**Objective**:
Restate the listing that follows word for word, without its pictures.

**Provided data**:
_ _ _ _
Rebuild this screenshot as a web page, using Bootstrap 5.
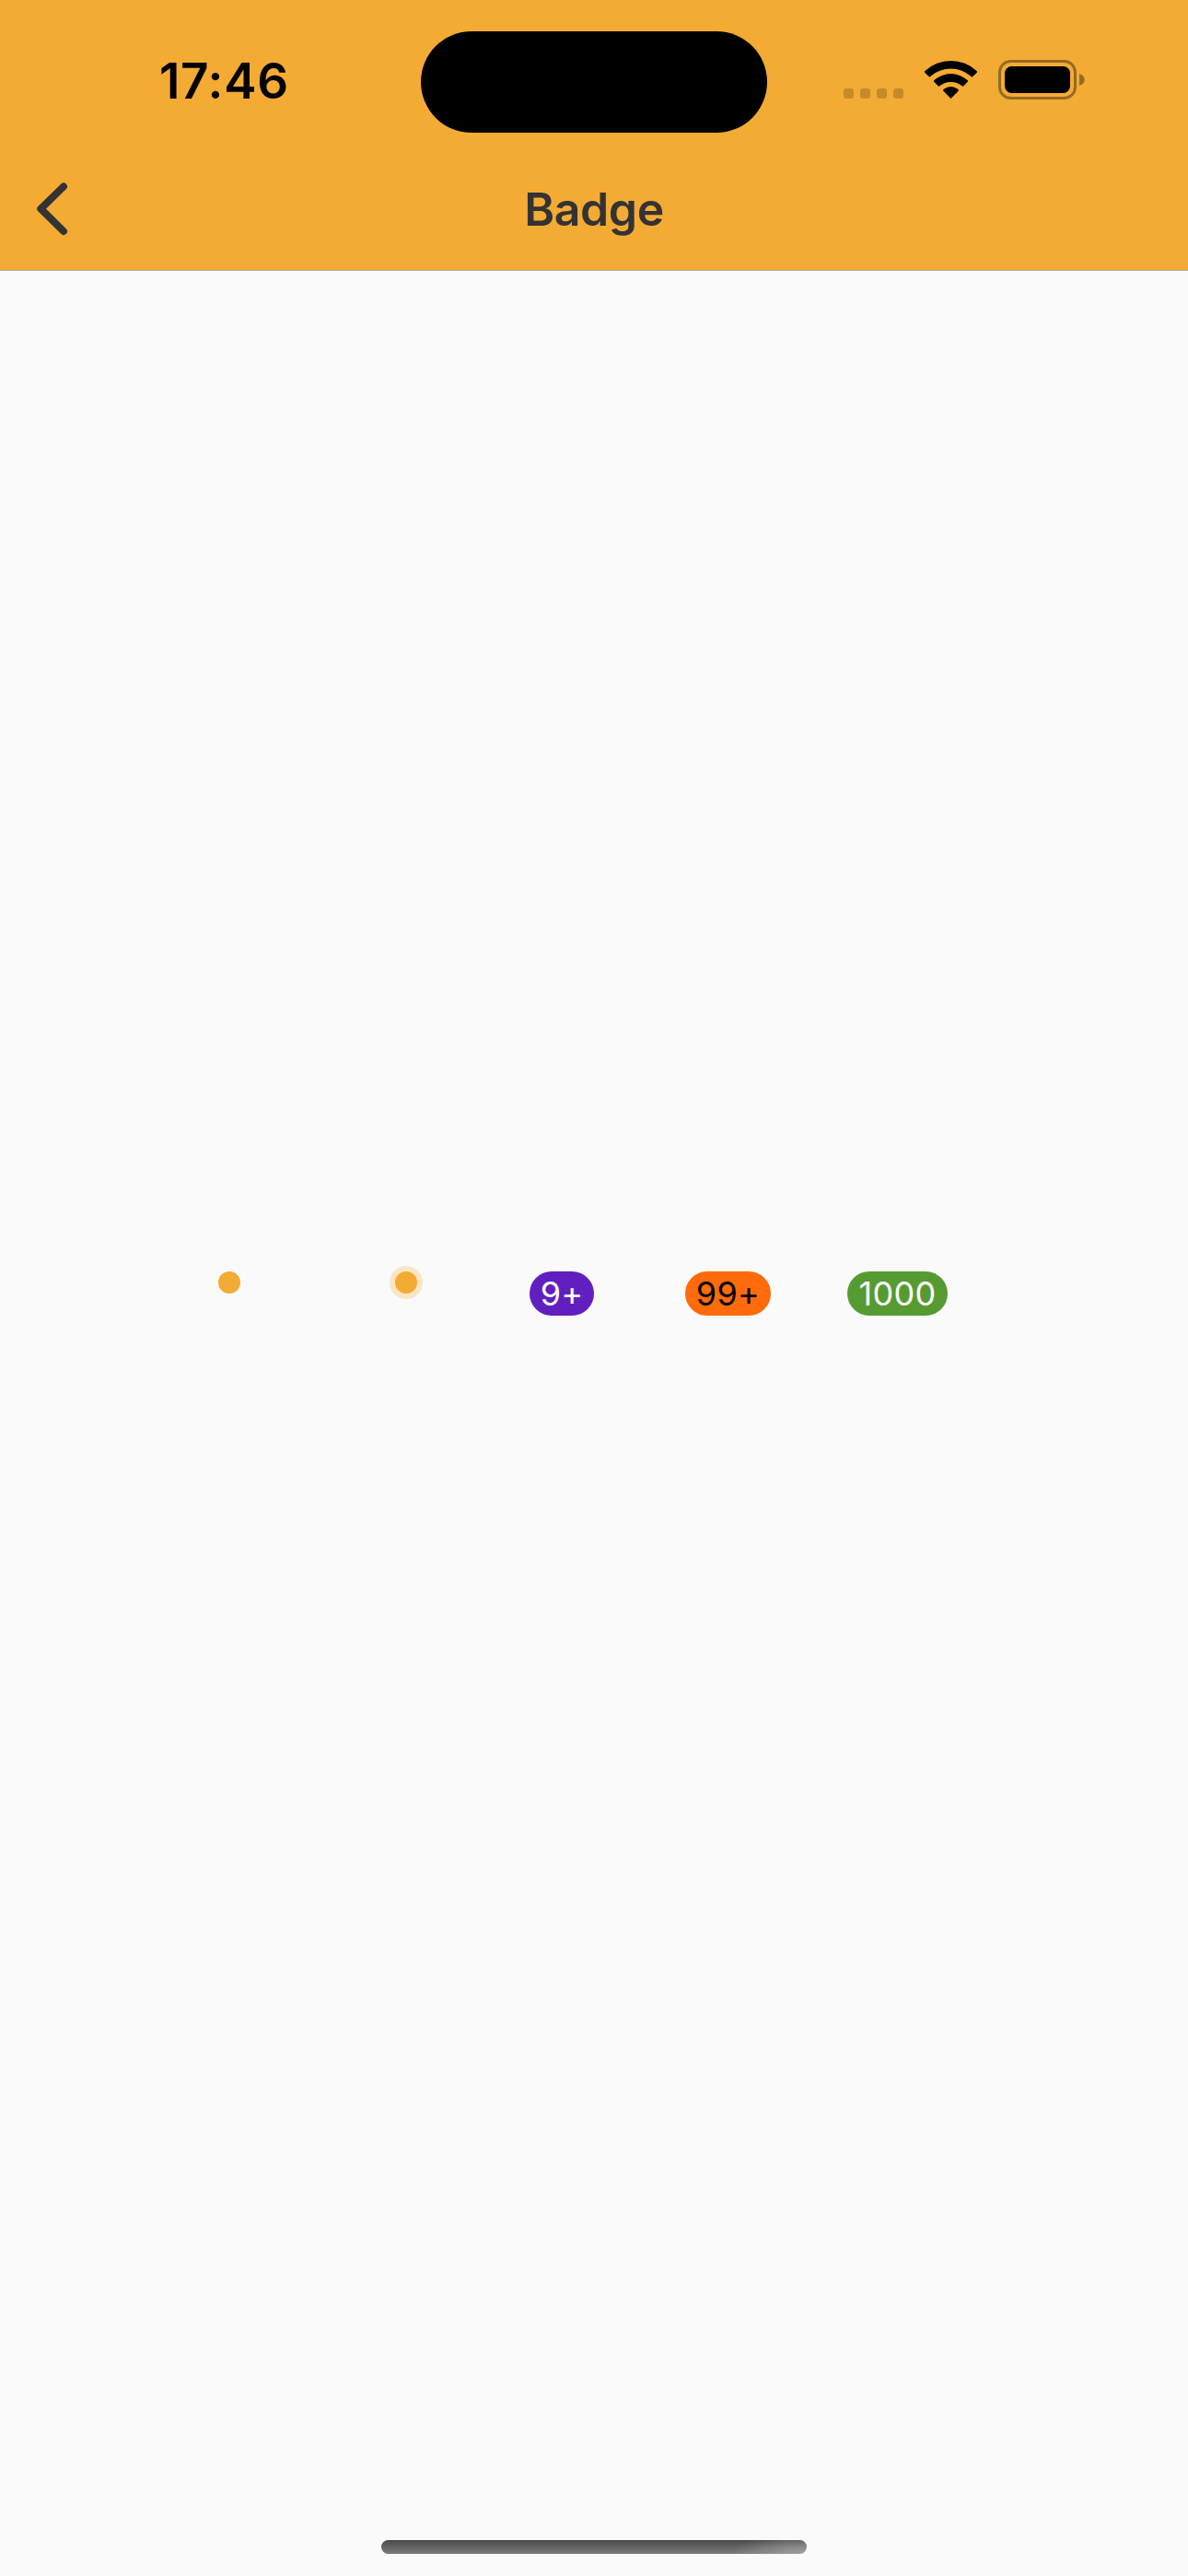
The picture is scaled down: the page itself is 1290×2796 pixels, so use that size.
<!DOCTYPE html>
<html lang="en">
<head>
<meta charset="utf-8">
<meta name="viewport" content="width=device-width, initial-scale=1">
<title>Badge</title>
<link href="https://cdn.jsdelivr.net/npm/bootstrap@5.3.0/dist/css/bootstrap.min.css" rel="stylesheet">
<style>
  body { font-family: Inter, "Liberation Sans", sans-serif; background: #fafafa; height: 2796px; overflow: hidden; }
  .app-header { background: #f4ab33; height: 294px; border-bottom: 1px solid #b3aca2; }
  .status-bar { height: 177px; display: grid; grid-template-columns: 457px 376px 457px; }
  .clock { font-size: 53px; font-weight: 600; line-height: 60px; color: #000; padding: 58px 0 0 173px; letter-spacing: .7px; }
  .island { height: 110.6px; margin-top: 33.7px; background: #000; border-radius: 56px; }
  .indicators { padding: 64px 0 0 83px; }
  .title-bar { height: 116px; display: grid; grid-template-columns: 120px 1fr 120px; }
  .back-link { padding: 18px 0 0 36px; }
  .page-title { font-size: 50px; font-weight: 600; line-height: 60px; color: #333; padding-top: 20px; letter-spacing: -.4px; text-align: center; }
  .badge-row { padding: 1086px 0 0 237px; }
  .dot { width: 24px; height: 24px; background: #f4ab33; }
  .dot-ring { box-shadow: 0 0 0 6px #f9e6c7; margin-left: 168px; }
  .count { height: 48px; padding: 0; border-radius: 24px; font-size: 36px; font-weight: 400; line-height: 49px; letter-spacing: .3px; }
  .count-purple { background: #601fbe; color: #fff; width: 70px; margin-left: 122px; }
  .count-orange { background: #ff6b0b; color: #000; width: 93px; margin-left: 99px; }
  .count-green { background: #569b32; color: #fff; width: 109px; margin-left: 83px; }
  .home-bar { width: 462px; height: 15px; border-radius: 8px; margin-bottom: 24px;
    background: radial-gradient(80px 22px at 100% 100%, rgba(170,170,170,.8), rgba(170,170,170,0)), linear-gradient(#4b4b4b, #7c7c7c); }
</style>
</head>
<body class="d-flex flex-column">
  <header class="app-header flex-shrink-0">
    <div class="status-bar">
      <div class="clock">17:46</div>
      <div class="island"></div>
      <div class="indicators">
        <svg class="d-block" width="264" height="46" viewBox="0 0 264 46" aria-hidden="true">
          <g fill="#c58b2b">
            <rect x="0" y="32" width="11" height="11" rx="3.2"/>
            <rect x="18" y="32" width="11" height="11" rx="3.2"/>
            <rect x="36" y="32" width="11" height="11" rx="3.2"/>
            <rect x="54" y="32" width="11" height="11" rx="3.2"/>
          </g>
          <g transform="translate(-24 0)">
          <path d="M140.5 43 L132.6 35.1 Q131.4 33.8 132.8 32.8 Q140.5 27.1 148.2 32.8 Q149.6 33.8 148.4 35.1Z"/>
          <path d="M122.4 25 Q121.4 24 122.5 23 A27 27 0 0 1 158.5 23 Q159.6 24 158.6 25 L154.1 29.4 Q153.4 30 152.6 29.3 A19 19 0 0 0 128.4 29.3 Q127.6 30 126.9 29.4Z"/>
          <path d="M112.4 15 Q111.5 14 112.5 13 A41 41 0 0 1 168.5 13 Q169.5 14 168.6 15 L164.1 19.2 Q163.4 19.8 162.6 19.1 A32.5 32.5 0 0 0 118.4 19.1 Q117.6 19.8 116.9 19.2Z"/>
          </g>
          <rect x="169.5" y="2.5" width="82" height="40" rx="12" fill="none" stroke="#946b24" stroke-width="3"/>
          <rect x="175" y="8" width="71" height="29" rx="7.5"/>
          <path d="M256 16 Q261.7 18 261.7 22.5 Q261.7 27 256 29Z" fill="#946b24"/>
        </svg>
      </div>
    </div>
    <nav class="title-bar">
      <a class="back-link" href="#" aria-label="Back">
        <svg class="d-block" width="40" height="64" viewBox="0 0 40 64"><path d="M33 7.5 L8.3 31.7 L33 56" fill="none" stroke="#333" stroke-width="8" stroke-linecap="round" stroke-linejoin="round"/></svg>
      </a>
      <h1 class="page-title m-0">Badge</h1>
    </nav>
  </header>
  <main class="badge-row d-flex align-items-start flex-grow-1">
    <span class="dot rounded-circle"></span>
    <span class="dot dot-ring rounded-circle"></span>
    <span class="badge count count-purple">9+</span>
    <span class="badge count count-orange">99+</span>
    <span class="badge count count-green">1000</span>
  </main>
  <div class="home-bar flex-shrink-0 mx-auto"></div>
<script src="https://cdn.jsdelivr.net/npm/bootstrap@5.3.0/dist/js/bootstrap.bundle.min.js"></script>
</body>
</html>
_ _ _ _
**Exercise solution**:
Rebuild this screenshot as a web page, using Bootstrap 5.
The picture is scaled down: the page itself is 1290×2796 pixels, so use that size.
<!DOCTYPE html>
<html lang="en">
<head>
<meta charset="utf-8">
<meta name="viewport" content="width=device-width, initial-scale=1">
<title>Badge</title>
<link href="https://cdn.jsdelivr.net/npm/bootstrap@5.3.0/dist/css/bootstrap.min.css" rel="stylesheet">
<style>
  body { font-family: Inter, "Liberation Sans", sans-serif; background: #fafafa; height: 2796px; overflow: hidden; }
  .app-header { background: #f4ab33; height: 294px; border-bottom: 1px solid #b3aca2; }
  .status-bar { height: 177px; display: grid; grid-template-columns: 457px 376px 457px; }
  .clock { font-size: 53px; font-weight: 600; line-height: 60px; color: #000; padding: 58px 0 0 173px; letter-spacing: .7px; }
  .island { height: 110.6px; margin-top: 33.7px; background: #000; border-radius: 56px; }
  .indicators { padding: 64px 0 0 83px; }
  .title-bar { height: 116px; display: grid; grid-template-columns: 120px 1fr 120px; }
  .back-link { padding: 18px 0 0 36px; }
  .page-title { font-size: 50px; font-weight: 600; line-height: 60px; color: #333; padding-top: 20px; letter-spacing: -.4px; text-align: center; }
  .badge-row { padding: 1086px 0 0 237px; }
  .dot { width: 24px; height: 24px; background: #f4ab33; }
  .dot-ring { box-shadow: 0 0 0 6px #f9e6c7; margin-left: 168px; }
  .count { height: 48px; padding: 0; border-radius: 24px; font-size: 36px; font-weight: 400; line-height: 49px; letter-spacing: .3px; }
  .count-purple { background: #601fbe; color: #fff; width: 70px; margin-left: 122px; }
  .count-orange { background: #ff6b0b; color: #000; width: 93px; margin-left: 99px; }
  .count-green { background: #569b32; color: #fff; width: 109px; margin-left: 83px; }
  .home-bar { width: 462px; height: 15px; border-radius: 8px; margin-bottom: 24px;
    background: radial-gradient(80px 22px at 100% 100%, rgba(170,170,170,.8), rgba(170,170,170,0)), linear-gradient(#4b4b4b, #7c7c7c); }
</style>
</head>
<body class="d-flex flex-column">
  <header class="app-header flex-shrink-0">
    <div class="status-bar">
      <div class="clock">17:46</div>
      <div class="island"></div>
      <div class="indicators">
        <svg class="d-block" width="264" height="46" viewBox="0 0 264 46" aria-hidden="true">
          <g fill="#c58b2b">
            <rect x="0" y="32" width="11" height="11" rx="3.2"/>
            <rect x="18" y="32" width="11" height="11" rx="3.2"/>
            <rect x="36" y="32" width="11" height="11" rx="3.2"/>
            <rect x="54" y="32" width="11" height="11" rx="3.2"/>
          </g>
          <g transform="translate(-24 0)">
          <path d="M140.5 43 L132.6 35.1 Q131.4 33.8 132.8 32.8 Q140.5 27.1 148.2 32.8 Q149.6 33.8 148.4 35.1Z"/>
          <path d="M122.4 25 Q121.4 24 122.5 23 A27 27 0 0 1 158.5 23 Q159.6 24 158.6 25 L154.1 29.4 Q153.4 30 152.6 29.3 A19 19 0 0 0 128.4 29.3 Q127.6 30 126.9 29.4Z"/>
          <path d="M112.4 15 Q111.5 14 112.5 13 A41 41 0 0 1 168.5 13 Q169.5 14 168.6 15 L164.1 19.2 Q163.4 19.8 162.6 19.1 A32.5 32.5 0 0 0 118.4 19.1 Q117.6 19.8 116.9 19.2Z"/>
          </g>
          <rect x="169.5" y="2.5" width="82" height="40" rx="12" fill="none" stroke="#946b24" stroke-width="3"/>
          <rect x="175" y="8" width="71" height="29" rx="7.5"/>
          <path d="M256 16 Q261.7 18 261.7 22.5 Q261.7 27 256 29Z" fill="#946b24"/>
        </svg>
      </div>
    </div>
    <nav class="title-bar">
      <a class="back-link" href="#" aria-label="Back">
        <svg class="d-block" width="40" height="64" viewBox="0 0 40 64"><path d="M33 7.5 L8.3 31.7 L33 56" fill="none" stroke="#333" stroke-width="8" stroke-linecap="round" stroke-linejoin="round"/></svg>
      </a>
      <h1 class="page-title m-0">Badge</h1>
    </nav>
  </header>
  <main class="badge-row d-flex align-items-start flex-grow-1">
    <span class="dot rounded-circle"></span>
    <span class="dot dot-ring rounded-circle"></span>
    <span class="badge count count-purple">9+</span>
    <span class="badge count count-orange">99+</span>
    <span class="badge count count-green">1000</span>
  </main>
  <div class="home-bar flex-shrink-0 mx-auto"></div>
<script src="https://cdn.jsdelivr.net/npm/bootstrap@5.3.0/dist/js/bootstrap.bundle.min.js"></script>
</body>
</html>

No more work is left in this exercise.